According to generativists, syntactic categories are a fundamental part of the mental grammar of a language. When you learn a new lemma, like "purple", you also have to learn how it acts syntactically: in this case, it basically combines with an NP to make a new NP. (In practice it's a bit more complicated, but that's not important here.)

Ancient grammarians noticed that a lot of words tended to pattern in the same way, and gave these patterns arbitrary names. The terms "noun" and "verb", for instance, come from the Latin words for "name" and "word" (and are cognate with those two English words, actually).

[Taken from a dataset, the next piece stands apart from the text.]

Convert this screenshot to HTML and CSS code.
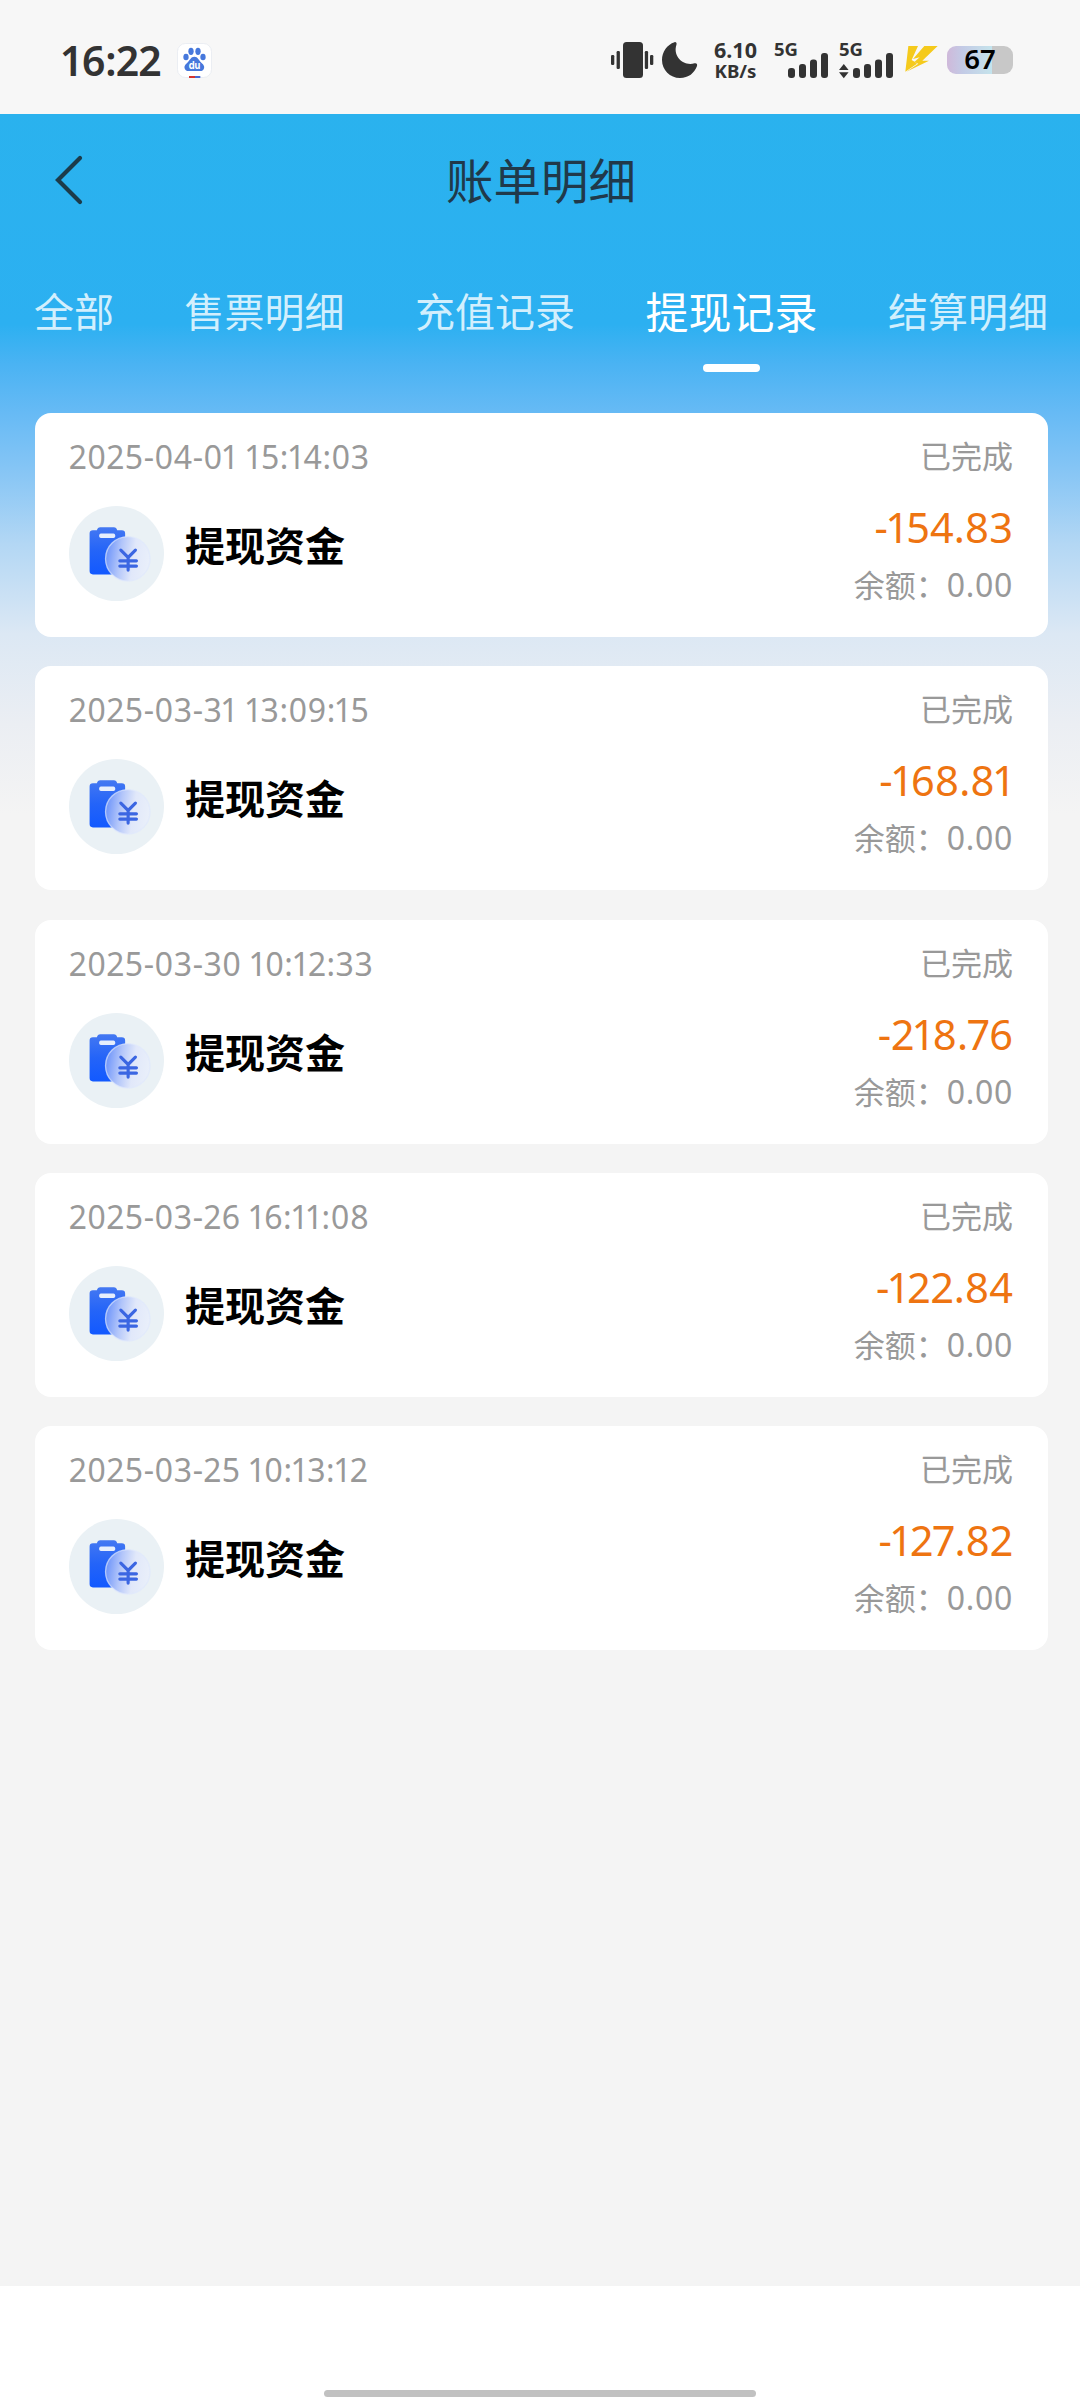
FILE: index.html
```html
<!DOCTYPE html>
<html lang="zh-CN">
<head>
<meta charset="utf-8">
<title>账单明细</title>
<link rel="stylesheet" href="styles.css">
</head>
<body>
<svg class="defs" aria-hidden="true">
  <defs>
    <linearGradient id="board" x1="0" y1="0" x2="0" y2="1">
      <stop offset="0" stop-color="#4478f2"/><stop offset=".5" stop-color="#2464f8"/><stop offset="1" stop-color="#1259ff"/>
    </linearGradient>
    <linearGradient id="coin" x1="0" y1=".6" x2="1" y2=".75">
      <stop offset="0" stop-color="#7398fa"/><stop offset=".3" stop-color="#b3c6fa"/><stop offset=".6" stop-color="#e1e8fa"/><stop offset="1" stop-color="#eaf0fa"/>
    </linearGradient>
  </defs>
  <symbol id="withdraw" viewBox="27 47 286 286">
    <circle cx="170" cy="190" r="143" fill="#eaf1f5"/>
    <path d="M99 120h12q2-9 10-9h41q8 0 10 9h14q10 0 10 10v113q0 10-10 10H99q-10 0-10-10V130q0-10 10-10z" fill="url(#board)"/>
    <rect x="118" y="130" width="48" height="13" rx="5" fill="#e6eefc"/>
    <circle cx="204" cy="206" r="67" fill="url(#coin)" stroke="#dfe8fc" stroke-opacity=".7" stroke-width="4"/>
    <path d="M183 180l22 22 22-22M205 202v38M180 212h50M180 228h50" fill="none" stroke="#3b66e2" stroke-width="9.500" stroke-linecap="round"/>
  </symbol>
</svg>

<div class="status-bar">
  <div class="clock">16:22</div>
  <svg class="app-badge" viewBox="0 0 105 105">
    <rect x="1.5" y="1.5" width="102" height="102" rx="24" fill="#fff" stroke="#e3e7ee" stroke-width="2"/>
    <g fill="#4678dc">
      <ellipse cx="42" cy="25" rx="8" ry="11"/><ellipse cx="63" cy="25" rx="8" ry="11"/>
      <ellipse cx="27" cy="42" rx="8" ry="10"/><ellipse cx="78" cy="42" rx="8" ry="10"/>
      <path d="M52 41c11 0 13 11 21 18 9 7 11 14 6 21-5 6-14 4-27 4s-22 2-27-4c-5-7-3-14 6-21 8-7 10-18 21-18z"/>
    </g>
    <text class="badge-text" x="35" y="78" textLength="35" lengthAdjust="spacingAndGlyphs">du</text>
    <rect x="36" y="99" width="18" height="6" fill="#d5342d"/><rect x="54" y="99" width="16" height="6" fill="#466ad2"/>
  </svg>
  <svg class="indicators" viewBox="0 -10 336 60">
    <g fill="#333">
      <rect x="12" y="2" width="20" height="36" rx="3.5"/>
      <rect x="0" y="15" width="3.3" height="10" rx="1.2"/><rect x="5.6" y="11" width="3.3" height="18" rx="1.2"/>
      <rect x="33.8" y="11" width="3.3" height="18" rx="1.2"/><rect x="39" y="15" width="3.3" height="10" rx="1.2"/>
      <path d="M63.5 2.2C56 4.500 51 12 51 20c0 10 8 18 18 18 8.500 0 14.500-5 17-12 .7-2-.7-3.300-2.500-2.700C72 26.500 61.500 16 65.500 4.500c.5-1.500-.6-2.700-2-2.300z"/>
      <text class="net" x="103" y="17.500" font-size="20.500" textLength="43" lengthAdjust="spacingAndGlyphs">6.10</text>
      <text class="net" x="103.500" y="38" font-size="17.500" textLength="42" lengthAdjust="spacingAndGlyphs">KB/s</text>
      <text class="net" x="163" y="15.500" font-size="18" textLength="24" lengthAdjust="spacingAndGlyphs">5G</text>
      <rect x="177" y="28" width="7" height="10" rx="3"/><rect x="188" y="24" width="7" height="14" rx="3"/>
      <rect x="199" y="19.500" width="7" height="18.500" rx="3"/><rect x="210" y="13" width="7" height="25" rx="3"/>
      <text class="net" x="228" y="15.500" font-size="18" textLength="24" lengthAdjust="spacingAndGlyphs">5G</text>
      <path d="M228 30l4.800-6 4.800 6zM228 32.300h9.600l-4.800 6z"/>
      <rect x="242" y="28" width="7" height="10" rx="3"/><rect x="253" y="24" width="7" height="14" rx="3"/>
      <rect x="264" y="19.500" width="7" height="18.500" rx="3"/><rect x="275" y="13" width="7" height="25" rx="3"/>
    </g>
    <g transform="translate(284 -4) scale(.3333)" fill="#f5ca1c">
      <path d="M40 30H69L50 72 60 78 66 83 31 107z"/>
      <path d="M88 30H128L82 74H102L34 107 70 83 58 78 74 64 54 69z"/>
    </g>
  </svg>
  <div class="battery">67</div>
</div>

<main class="app">
  <header class="nav">
    <svg class="back" viewBox="0 0 28 50"><path d="M25 3L3 25l22 22" fill="none" stroke="#1c3b4a" stroke-width="4.200" stroke-linecap="round"/></svg>
    <h1 class="title">账单明细</h1>
  </header>
  <nav class="tabs">
    <span class="tab">全部</span>
    <span class="tab">售票明细</span>
    <span class="tab">充值记录</span>
    <span class="tab tab-active">提现记录</span>
    <span class="tab">结算明细</span>
  </nav>
  <section class="list">
    <article class="card">
      <div class="meta"><time class="date">2025-04-01 15:14:03</time><span>已完成</span></div>
      <div class="entry"><svg class="icon"><use href="#withdraw"/></svg><strong class="name">提现资金</strong>
        <div class="sums"><span class="amount">-154.83</span><span class="balance">余额：<span class="value">0.00</span></span></div></div>
    </article>
    <article class="card">
      <div class="meta"><time class="date">2025-03-31 13:09:15</time><span>已完成</span></div>
      <div class="entry"><svg class="icon"><use href="#withdraw"/></svg><strong class="name">提现资金</strong>
        <div class="sums"><span class="amount">-168.81</span><span class="balance">余额：<span class="value">0.00</span></span></div></div>
    </article>
    <article class="card">
      <div class="meta"><time class="date">2025-03-30 10:12:33</time><span>已完成</span></div>
      <div class="entry"><svg class="icon"><use href="#withdraw"/></svg><strong class="name">提现资金</strong>
        <div class="sums"><span class="amount">-218.76</span><span class="balance">余额：<span class="value">0.00</span></span></div></div>
    </article>
    <article class="card">
      <div class="meta"><time class="date">2025-03-26 16:11:08</time><span>已完成</span></div>
      <div class="entry"><svg class="icon"><use href="#withdraw"/></svg><strong class="name">提现资金</strong>
        <div class="sums"><span class="amount">-122.84</span><span class="balance">余额：<span class="value">0.00</span></span></div></div>
    </article>
    <article class="card">
      <div class="meta"><time class="date">2025-03-25 10:13:12</time><span>已完成</span></div>
      <div class="entry"><svg class="icon"><use href="#withdraw"/></svg><strong class="name">提现资金</strong>
        <div class="sums"><span class="amount">-127.82</span><span class="balance">余额：<span class="value">0.00</span></span></div></div>
    </article>
  </section>
</main>
<footer class="home"><div class="home-bar"></div></footer>
</body>
</html>
```
FILE: styles.css
```css
* { box-sizing: border-box; }
body {
  margin: 0;
  width: 1080px;
  height: 2400px;
  display: flex;
  flex-direction: column;
  overflow: hidden;
  background: #fff;
  font-family: "Noto Sans", "Noto Sans CJK SC", sans-serif;
}
.defs { position: absolute; width: 0; height: 0; }

.status-bar {
  height: 114px;
  flex: none;
  display: flex;
  align-items: center;
  padding: 6px 67px 0 62px;
  background: #f7f7f7;
  color: #333;
}
.clock {
  width: 115px;
  font: 600 41px/60px "Noto Sans", sans-serif;
  font-variant-numeric: proportional-nums;
  letter-spacing: -0.5px;
}
.app-badge { width: 35px; height: 35px; }
.badge-text { font: 700 32px "Inter", sans-serif; fill: #fff; }
.indicators { width: 336px; height: 60px; margin-left: auto; flex: none; }
.net { font-family: "Noto Sans", sans-serif; font-weight: 700; }
.battery {
  width: 66px;
  height: 28px;
  flex: none;
  border-radius: 9px;
  background: linear-gradient(90deg, #cfb9da 0, #c3cbe6 16px, #c5dfea 40px, #c3e4ee 45px, #c8c8c8 45px);
  color: #000;
  font: 600 27.500px/26px "Noto Sans", sans-serif;
  text-align: center;
}

.app {
  height: 2172px;
  flex: none;
  background: linear-gradient(180deg, #2ab2ee 0, #2cb0f1 210px, #4ab3f3 250px, #66baf5 298px, #88c6f5 360px, #b3d7f4 430px, #dce8f4 520px, #ebeef3 610px, #f4f4f4 700px);
}
.nav { height: 132px; display: flex; align-items: center; padding: 0 55px; }
.back { width: 28px; height: 50px; }
.title {
  flex: 1;
  margin: 0 26px 3px 0;
  text-align: center;
  color: #20394a;
  font: 400 47.500px/70px "Noto Sans CJK SC", sans-serif;
}
.tabs { height: 167px; display: flex; align-items: flex-start; justify-content: space-between; padding: 33px 32px 0 34px; }
.tab { font: 400 40px/62px "Noto Sans CJK SC", sans-serif; color: #d2effd; }
.tab-active { font-size: 43px; color: #fff; display: flex; flex-direction: column; align-items: center; }
.tab-active::after { content: ""; width: 57px; height: 8px; border-radius: 4px; background: #fff; margin-top: 23px; }

.list { display: flex; flex-direction: column; gap: 29.250px; padding: 0 32px 0 35px; }
.card { height: 224px; border-radius: 16px; background: #fff; padding: 19px 35px 0 34px; }
.meta {
  display: flex;
  justify-content: space-between;
  font: 400 31px/46px "Noto Sans CJK SC", sans-serif;
  color: #999;
}
.date {
  padding-top: 2px;
  font: 400 32px/46px "Noto Sans", sans-serif;
  font-variant-numeric: proportional-nums;
  letter-spacing: 0.55px;
}
.entry { display: flex; align-items: flex-start; margin-top: 26px; }
.icon { width: 95px; height: 95px; flex: none; }
.name { margin: 8px 0 0 21px; font: 700 40px/60px "Noto Sans CJK SC", sans-serif; color: #000; }
.sums { margin: -9px 0 0 auto; display: flex; flex-direction: column; align-items: flex-end; }
.amount { font: 400 41.500px/60px "Noto Sans", sans-serif; font-variant-numeric: proportional-nums; color: #ee7411; }
.balance { margin-top: -1px; font: 400 31px/56px "Noto Sans CJK SC", sans-serif; color: #999; }
.value { font: 400 32px/56px "Noto Sans", sans-serif; letter-spacing: 0.7px; }

.home { flex: 1; display: flex; align-items: flex-end; justify-content: center; padding-bottom: 3px; background: #fff; }
.home-bar { width: 432px; height: 7px; border-radius: 4px; background: #c1c1c1; }
```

But parts of speech describe syntactic categories, not the other way around. In many languages (Japanese, Swahili, Lingála, etc) there are two or more syntactic categories that English-speakers would group together as "adjectives". In other languages "adjectives" don't have a syntactic category at all, they're the same as stative verbs. So in these instances, the word "adjective" isn't useful, and we make up new terms and symbols instead.

TL;DR: The symbols like "NP" and "VP" are arbitrary and made up by syntacticians, representing mental structures we can't observe directly. In the distant past, ancient grammarians made up words to describe these same mental structures, so it's traditional for modern syntacticians to use these same words. But the names are less important than the structures they describe: you could replace "NP" with "Ξ" and "VP" with "Ш" and the model would still work just fine.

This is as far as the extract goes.